Wednesday, January 23, 2013

Exit Polls: Likud first with Yesh Atid a strong second

by Clifford F. Thies

The exit poll indicates that Benjamin Netanyahu's temporarily combined Likud-Yisrael Beiteinu Party did indeed finish first, but with fewer seats, 31, than was expected a few weeks ago. The surprise result was the strong second place showing by Yair Lapid's new Yesh Atid Party (candidate photos), a secular and centrist party, 19 seats. We first commented on Lapid in May 2012: LR "Israeli politics Livini quits Kadima"

In terms of ideological blocs, the right-wing appears to have the advantage:

Likud (conservative secular) - 31

Shas (orthodox, sephardic) - 13

Neftali Bennet's Jewish Home (conservative religious) - 12

United Torah Judaism (orthodox, sephardic) - 6

TOTAL - 62 (61 needed for a majority)


Yair Lapid's Yesh Atid (centrist) - 19

Labor (center-left) - 17

Meretz (left-socialist) - 6

Tzipi Livni's Hatnua (centrist) - 6

TOTAL - 48


Hadash (Arab-communist) - 4

Ra'am (Arab-socialist) - 4

Ballad (Arab-liberal) - 2

TOTAL - 10
Negotiations leading, hopefully, to a new government can easily produce a surprise.

First, Lapid has signaled a willingness to join a Netanyahu government, but not for a meaningless "minister without portfolio." Besides, with his strong showing, he is in position to receive concessions on his priorities among which is re-examining the exemption of the orthodox from military service. Likud + Jewish Home (which has signaled a willingness to re-visit the exemption) + Yesh Atid would constitute a majority, albeit, a very thin majority; and, furthermore, would have a certain balance which Netanyahu has always coveted, perhaps only out of necessity.

Second, Shas has always been willing to play kingmaker in return for concessions. The Center + Left Parties + Shas would have 60 or maybe 61 or 62 seats, depending on the actual count of the vote. But, the problem with such an assemblage of parties is that Lapid, the supposed "top dog" in the group, would have to concede on an issue (the exemption) he has made a priority.

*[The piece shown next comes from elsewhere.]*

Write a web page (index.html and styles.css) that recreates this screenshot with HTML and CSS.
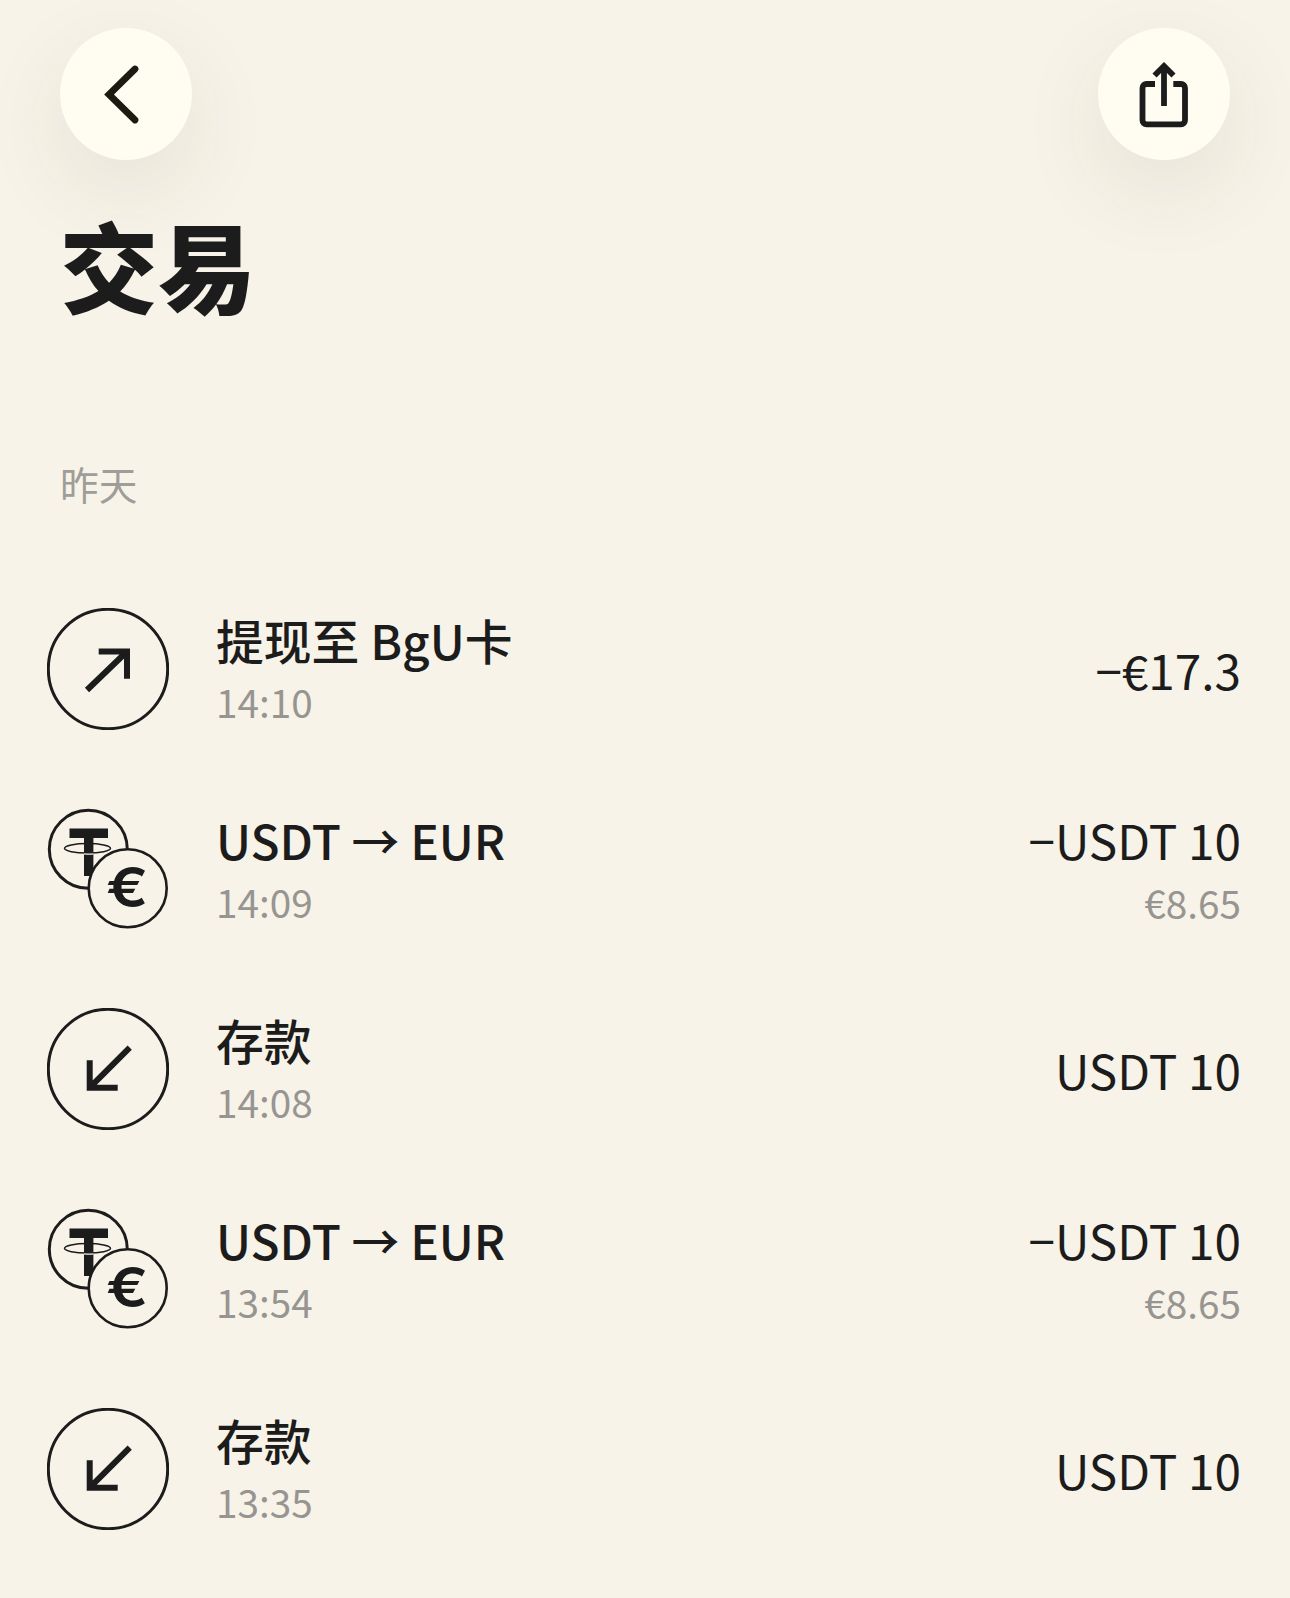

UPDATE: In post-election statements, Netanyahu talked about forming a broad coalition In particular, he reached out to Lapid. “We have the opportunity to do great things for the good of the Israeli people," Netanyahu said. He also included "a more equitable burden" for defense as a pillar of his new government.

The leader of the Labor Party on the other hand, sounded like a Trotskyite, opposing the extreme right-wing government and the evil capitalist system.

In the tabulation of the actual vote, so far it looks as though some of the smaller parties projected to win some seats in the exit polls will fall short of the 2 percent threshold. This will result in more seats being awarded to the larger parties.


John Morris said...

Holy crap is Israeli politics complicated

Storm D said...

If you think we have voter fraud, go to a polling place in Israel's Arab towns. There you will find people being allowed to vote more than once. An Arab man comes in and asks if he can vote for his wife, oldest son, brother, etc, and the Arab election judge allows it.